Task instructions:
For the copy, please give all of the data again exactly and leave the pictures out.

Recorded information:
[start]
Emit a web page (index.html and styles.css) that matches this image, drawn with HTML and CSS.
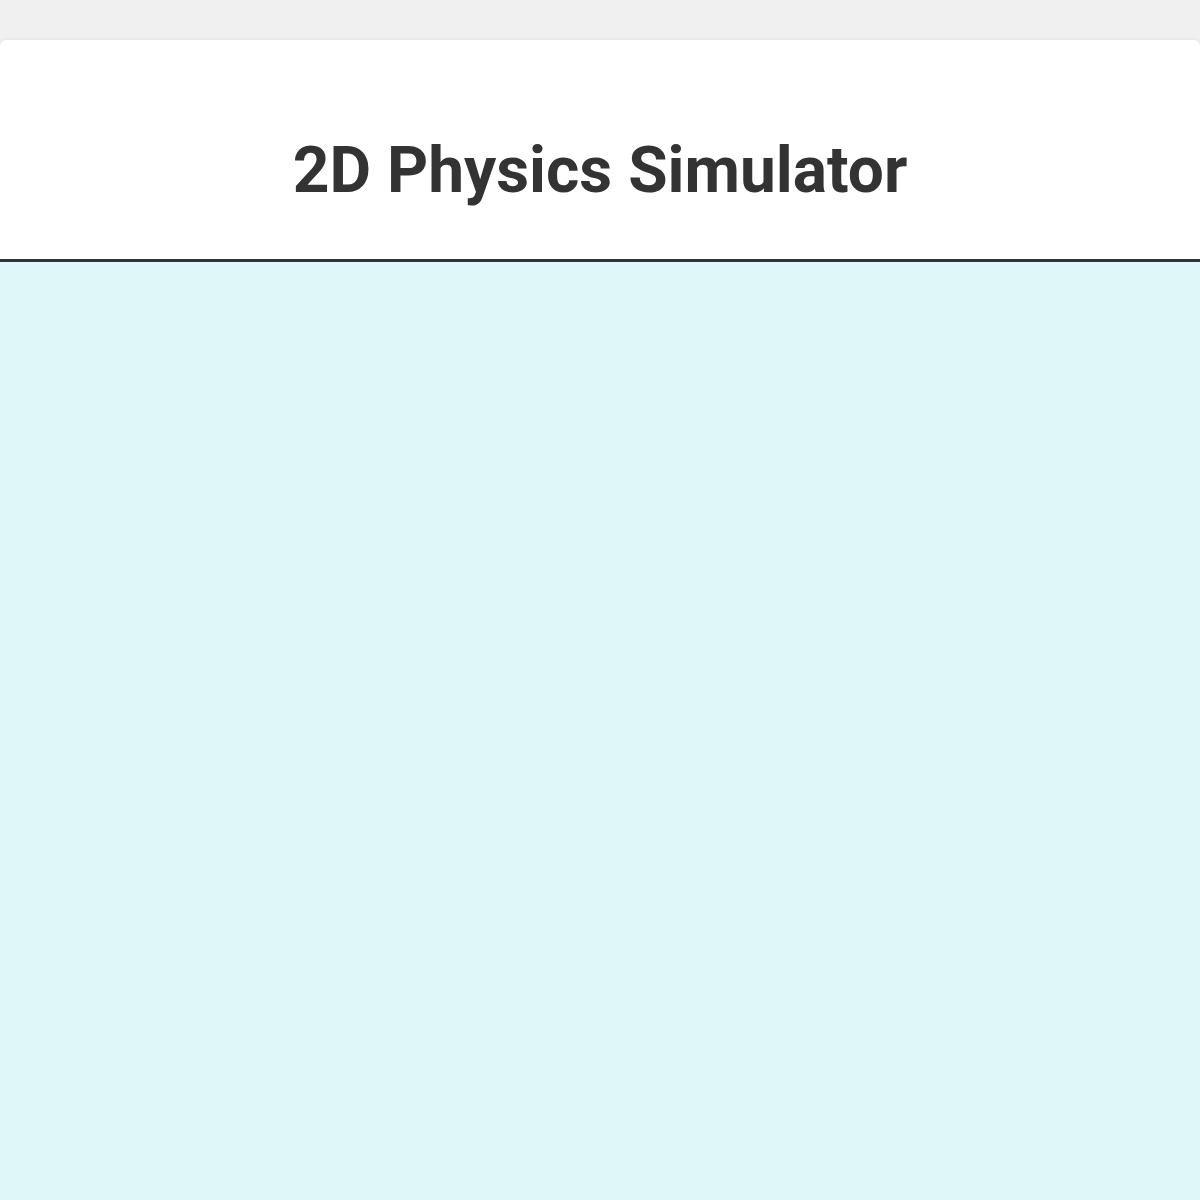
FILE: index.html
```html
<!DOCTYPE html>
<html lang="en">
<head>
  <meta charset="UTF-8">
  <meta name="viewport" content="width=device-width, initial-scale=1.0">
  <title>2D Physics Simulator</title>
  <link rel="stylesheet" href="styles.css">
</head>
<body>
  <div class="container">
    <header class="header">
      <h1>2D Physics Simulator</h1>
    </header>
    <div class="canvas-wrap"></div>
  </div>
</body>
</html>
```

FILE: styles.css
```css
body {
  margin: 0;
  padding-top: 40px;
  background-color: #f0f0f0;
  font-family: Roboto, "Liberation Sans", sans-serif;
  color: #333;
}

.container {
  background-color: #fff;
  border-radius: 6px;
  box-shadow: 0 0 4px rgba(0, 0, 0, 0.08);
  overflow: hidden;
}

.header {
  height: 219px;
  display: flex;
  align-items: center;
  justify-content: center;
  border-bottom: 3px solid #333;
}

h1 {
  margin: 42px 0 0;
  font-size: 64px;
  font-weight: 700;
}

.canvas-wrap {
  height: 960px;
  background-color: #e0f7fa;
}
```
[end]
Output:
Emit a web page (index.html and styles.css) that matches this image, drawn with HTML and CSS.
FILE: index.html
```html
<!DOCTYPE html>
<html lang="en">
<head>
  <meta charset="UTF-8">
  <meta name="viewport" content="width=device-width, initial-scale=1.0">
  <title>2D Physics Simulator</title>
  <link rel="stylesheet" href="styles.css">
</head>
<body>
  <div class="container">
    <header class="header">
      <h1>2D Physics Simulator</h1>
    </header>
    <div class="canvas-wrap"></div>
  </div>
</body>
</html>
```

FILE: styles.css
```css
body {
  margin: 0;
  padding-top: 40px;
  background-color: #f0f0f0;
  font-family: Roboto, "Liberation Sans", sans-serif;
  color: #333;
}

.container {
  background-color: #fff;
  border-radius: 6px;
  box-shadow: 0 0 4px rgba(0, 0, 0, 0.08);
  overflow: hidden;
}

.header {
  height: 219px;
  display: flex;
  align-items: center;
  justify-content: center;
  border-bottom: 3px solid #333;
}

h1 {
  margin: 42px 0 0;
  font-size: 64px;
  font-weight: 700;
}

.canvas-wrap {
  height: 960px;
  background-color: #e0f7fa;
}
```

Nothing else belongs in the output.